The issuance slowdown and steeper tax bills are outweighing concern that struggling Puerto Rico, whose bonds are held by 66 percent of U.S. muni mutual funds, may restructure some obligations. Inflows to muni mutual funds totaled $844 million the past two weeks, Lipper US Fund Flows data show. That marks a recovery after the U.S. territory’s June move to allow public corporations to cut their debt through negotiation spurred investors to yank $790 million in a week, the most since January.

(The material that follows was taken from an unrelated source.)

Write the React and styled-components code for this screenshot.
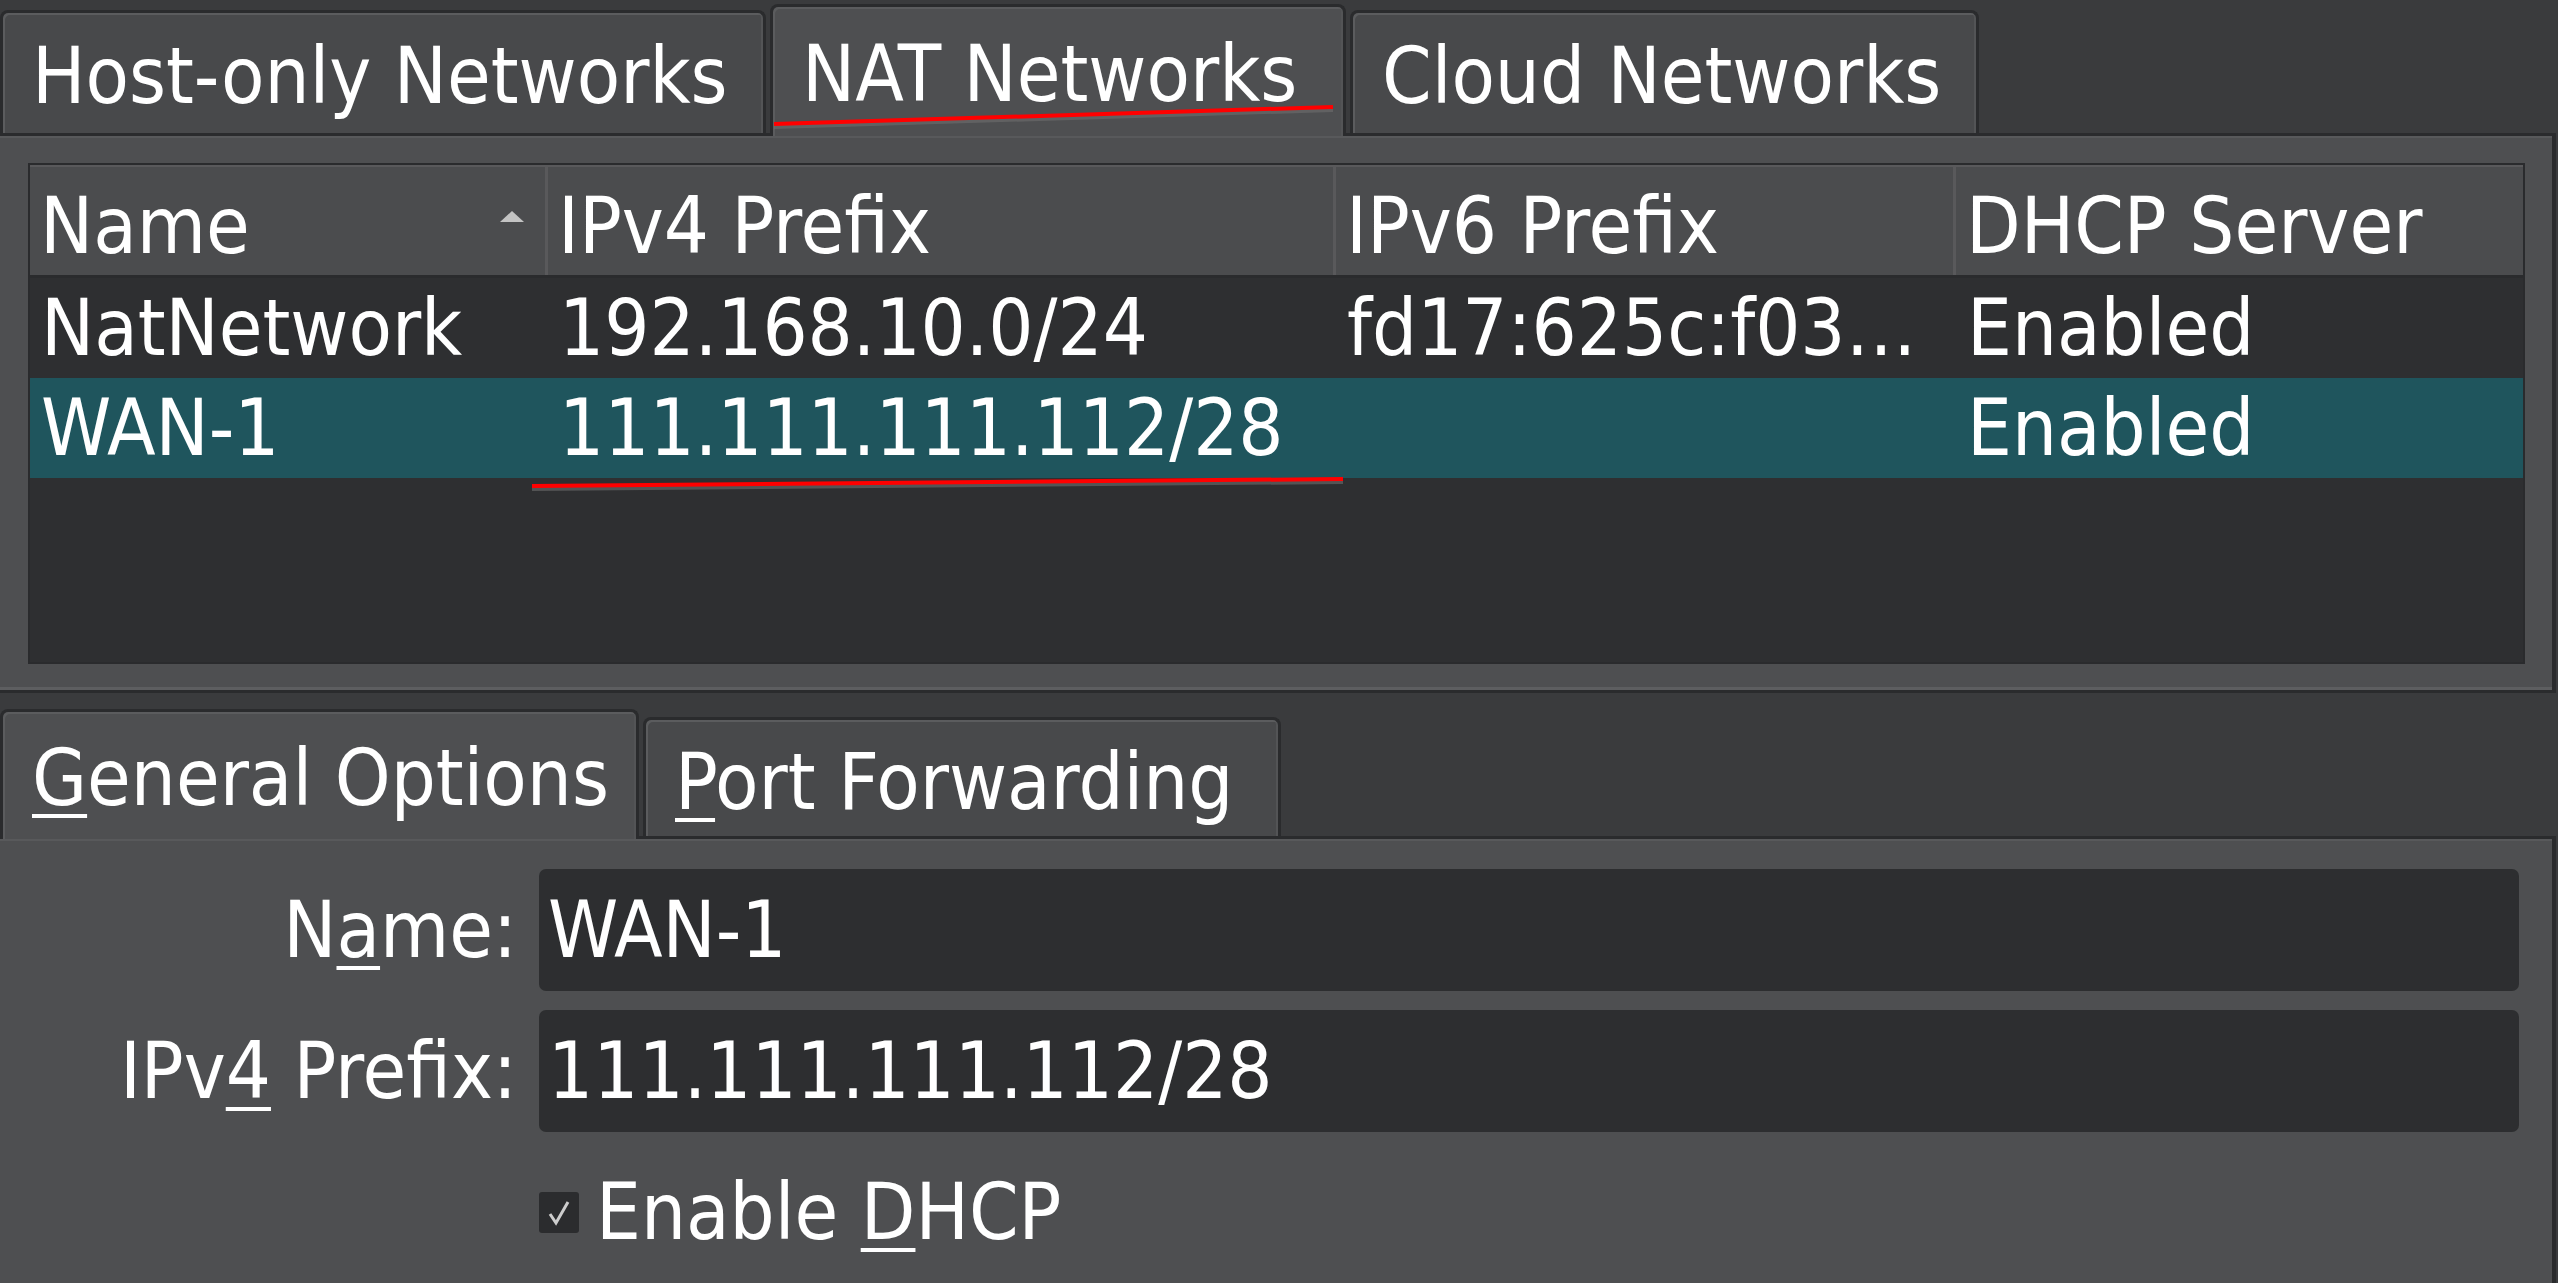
import React from "react";
import styled, { createGlobalStyle } from "styled-components";

const FONT = `"DejaVu Sans Condensed", "DejaVu Sans", sans-serif`;

const colors = {
    bg: "#3a3b3d",
    pane: "#4e4f51",
    tab: "#48494b",
    edge: "#2a2b2d",
    light: "#5a5b5d",
    well: "#2e2f31",
    head: "#4b4c4e",
    selected: "#1f555d",
    field: "#2d2e30",
    text: "#ffffff",
};

const GlobalStyle = createGlobalStyle`
    html, body {
        margin: 0;
        padding: 0;
        background: ${colors.bg};
    }
    body {
        font-family: ${FONT};
        font-stretch: condensed;
        font-size: 79px;
        color: ${colors.text};
    }
`;

const columns = "518px 788px 620px 563px";

const topTabs = [
    { label: "Host-only Networks", width: 766 },
    { label: "NAT Networks", width: 576, active: true },
    { label: "Cloud Networks", width: 629 },
];

const rows = [
    { name: "NatNetwork", ipv4: "192.168.10.0/24", ipv6: "fd17:625c:f03…", dhcp: "Enabled" },
    { name: "WAN-1", ipv4: "111.111.111.112/28", ipv6: "", dhcp: "Enabled", selected: true },
];

const App = () => (
    <Window>
        <GlobalStyle />
        <TabBar $height={133}>
            {topTabs.map((t) => (
                <Tab
                    key={t.label}
                    $width={t.width}
                    $height={t.active ? 132 : 123}
                    $active={t.active}
                    $pad={t.active ? 4 : 6}
                >
                    <span>{t.label}</span>
                </Tab>
            ))}
        </TabBar>

        <ListPane>
            <TableBox>
                <HeaderRow>
                    <HeadCell>
                        <span>Name</span>
                        <SortArrow />
                    </HeadCell>
                    <HeadCell>IPv4 Prefix</HeadCell>
                    <HeadCell>IPv6 Prefix</HeadCell>
                    <HeadCell $last>DHCP Server</HeadCell>
                </HeaderRow>
                {rows.map((r) => (
                    <Row key={r.name} $selected={r.selected}>
                        <Cell>{r.name}</Cell>
                        <Cell>{r.ipv4}</Cell>
                        <Cell>{r.ipv6}</Cell>
                        <Cell>{r.dhcp}</Cell>
                    </Row>
                ))}
            </TableBox>
        </ListPane>

        <TabBar $height={143}>
            <Tab $width={639} $height={130} $active $pad={5}>
                <span>
                    <Mnemonic>G</Mnemonic>eneral Options
                </span>
            </Tab>
            <Tab $width={638} $height={119} $pad={7}>
                <span>
                    <Mnemonic>P</Mnemonic>ort Forwarding
                </span>
            </Tab>
        </TabBar>

        <FormPane>
            <Form>
                <Label>
                    <span>
                        N<Mnemonic>a</Mnemonic>me:
                    </span>
                </Label>
                <Field readOnly defaultValue="WAN-1" />
                <Label>
                    <span>
                        IPv<Mnemonic>4</Mnemonic> Prefix:
                    </span>
                </Label>
                <Field readOnly defaultValue="111.111.111.112/28" />
                <CheckRow>
                    <CheckBox>
                        <svg width="24" height="27" viewBox="0 0 24 27">
                            <path d="M3 15 L9 24 L21 3" fill="none" stroke="#cdcdcd" strokeWidth="3" />
                        </svg>
                    </CheckBox>
                    <span>
                        Enable <Mnemonic>D</Mnemonic>HCP
                    </span>
                </CheckRow>
            </Form>
        </FormPane>

        <Marks width="2558" height="1283" viewBox="0 0 2558 1283">
            <path d="M774 127 Q1040 120 1333 110" stroke="rgba(110,110,110,0.6)" strokeWidth="4" fill="none" />
            <path d="M774 124 Q1040 117 1333 107" stroke="#ff0000" strokeWidth="4" fill="none" />
            <path d="M532 489 L1343 482" stroke="rgba(110,110,110,0.6)" strokeWidth="4" fill="none" />
            <path d="M532 486 L1343 479" stroke="#ff0000" strokeWidth="4" fill="none" />
        </Marks>
    </Window>
);

export default App;

const Window = styled.div`
    position: relative;
    width: 2558px;
    height: 1283px;
    overflow: hidden;
    display: flex;
    flex-direction: column;
`;

const TabBar = styled.div`
    height: ${(p) => p.$height}px;
    display: flex;
    align-items: flex-end;
    gap: 4px;
`;

const Tab = styled.div`
    box-sizing: border-box;
    position: relative;
    z-index: ${(p) => (p.$active ? 2 : 0)};
    width: ${(p) => p.$width}px;
    height: ${(p) => p.$height}px;
    margin-bottom: ${(p) => (p.$active ? -3 : 0)}px;
    padding: ${(p) => p.$pad}px 0 0 29px;
    display: flex;
    align-items: center;
    white-space: nowrap;
    background: ${(p) => (p.$active ? colors.pane : colors.tab)};
    border: 3px solid ${colors.edge};
    border-bottom: none;
    border-radius: 8px 8px 0 0;
    box-shadow: inset 2px 2px 0 #5b5c5e, inset -2px 0 0 #535456;
`;

const Mnemonic = styled.span`
    text-decoration: underline;
    text-decoration-thickness: 4px;
    text-underline-offset: 9px;
`;

const Pane = styled.div`
    box-sizing: border-box;
    position: relative;
    z-index: 1;
    margin-right: 2px;
    background: ${colors.pane};
    border-top: 3px solid ${colors.edge};
    border-right: 4px solid ${colors.edge};
    box-shadow: inset 0 2px 0 #58595b;
`;

const ListPane = styled(Pane)`
    height: 560px;
    padding: 27px 27px 0 28px;
    border-bottom: 3px solid ${colors.edge};
    box-shadow: inset 0 2px 0 #58595b, inset 0 -3px 0 #5d5e60;
`;

const TableBox = styled.div`
    box-sizing: border-box;
    height: 501px;
    background: ${colors.well};
    border: 2px solid ${colors.edge};
    display: flex;
    flex-direction: column;
`;

const HeaderRow = styled.div`
    display: grid;
    grid-template-columns: ${columns};
    height: 110px;
    background: ${colors.head};
    border-bottom: 3px solid ${colors.edge};
    box-shadow: inset 0 2px 0 #59595b;
`;

const HeadCell = styled.div`
    display: flex;
    align-items: center;
    padding: 12px 0 0 10px;
    white-space: nowrap;
    border-right: ${(p) => (p.$last ? "none" : `3px solid #59595b`)};
`;

const SortArrow = styled.span`
    margin: -20px 21px 0 auto;
    width: 0;
    height: 0;
    border-left: 12px solid transparent;
    border-right: 12px solid transparent;
    border-bottom: 11px solid #c3c3c3;
`;

const Row = styled.div`
    display: grid;
    grid-template-columns: ${columns};
    height: 100px;
    background: ${(p) => (p.$selected ? colors.selected : "transparent")};
`;

const Cell = styled.div`
    display: flex;
    align-items: center;
    padding-left: 11px;
    white-space: nowrap;
    overflow: hidden;
`;

const FormPane = styled(Pane)`
    flex: 1;
    padding: 30px 33px 0 0;
`;

const Form = styled.div`
    display: grid;
    grid-template-columns: 517px 1fr;
    grid-auto-rows: 122px;
    column-gap: 22px;
    row-gap: 19px;
`;

const Label = styled.div`
    display: flex;
    align-items: center;
    justify-content: flex-end;
    white-space: nowrap;
`;

const Field = styled.input`
    box-sizing: border-box;
    width: 100%;
    height: 122px;
    margin: 0;
    padding: 0 0 0 9px;
    border: none;
    outline: none;
    border-radius: 7px;
    background: ${colors.field};
    color: ${colors.text};
    font: inherit;
    font-stretch: condensed;
`;

const CheckRow = styled.div`
    grid-column: 2;
    display: flex;
    align-items: center;
    gap: 17px;
    white-space: nowrap;
`;

const CheckBox = styled.span`
    box-sizing: border-box;
    width: 40px;
    height: 41px;
    border-radius: 3px;
    background: #2b2c2e;
    display: flex;
    align-items: center;
    justify-content: center;
`;

const Marks = styled.svg`
    position: absolute;
    left: 0;
    top: 0;
    z-index: 5;
    pointer-events: none;
`;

The Puerto Rico law “hit our market, but it was pretty isolated in terms of fund flows,” said Mark Sommer, who helps oversee about $29 billion of munis at Fidelity Investments in Merrimack, New Hampshire. “The market has built up resilience over the last several years to the difficulties faced by some of these high-profile credits.”
This month’s diminished sales calendar is part of a yearlong slide in offerings, with supply 16 percent below the 2013 clip. States and cities are set to borrow about $21 billion this month, the least for July since 2001, according to Alan Schankel, a managing director focusing on muni research and strategy at Philadelphia-based financial-services firm Janney Montgomery Scott LLC.
The scarcity has helped fuel outsize gains. The municipal market has climbed 7 percent this year, its strongest start since 2009 and beating Treasuries and corporate bonds. The trend may extend into August as bondholders receive cash to reinvest.
Bond payments to investors, including cash from refinanced debt, will outpace issuance by about $6.5 billion next month, the most for August since 2011, said Peter DeGroot, head of municipal research at JPMorgan Chase and Co. in New York.
“Supply is nowhere near enough versus the cash flows,” Tim McGregor, head of munis in Chicago at Northern Trust Corp., which oversees $30 billion of the bonds, said in an interview. “August supply won’t pick up in a meaningful way.”
The dearth of debt helped push benchmark 30-year interest rates to the lowest since May 2013 this week, data compiled by Bloomberg show. Even with borrowing costs close to generational lows, municipalities are reluctant to issue as they grapple with fiscal strains left from the 18-month recession that ended in 2009.
States, counties and school districts are being “quite frugal with issuing debt,” said Terry Fettig, who manages about $150 million in munis as co-director of fixed-income investments at Windsor Financial Group LLC in Minneapolis. It’s challenging to find bonds for clients who want state-specific, high-quality credits, Fettig said.
“With rates where they are, I think it’s an opportune time” to borrow, Fettig said. “The second part of the year is going to be much more challenging.”
The consensus on Wall Street is that yields will rise this year as the economy strengthens. Interest rates on 10-year Treasuries will climb about 0.4 percentage point to 3 percent by year-end, according to the median forecast of 67 analysts in a Bloomberg survey.
Developments in Puerto Rico may still put the brakes on the rally. The island’s new debt restructuring law spurred one of six weeks of fund outflows in 2014. Junk-rated Puerto Rico has $73 billion in debt when counting its agencies, most of which is tax-exempt nationwide. In comparison, Detroit’s record bankruptcy last year tallied $18 billion.
In 2014, new tax laws are fueling investors’ appetite for local obligations. Some top earners faced levies on bond interest payments as much as 24 percent higher than in 2012.
“A lot of the credit worries exacerbated by Detroit and so on have receded,” said Schankel at Janney. “I don’t see investors as concerned about that. They want to buy tax-free bonds.”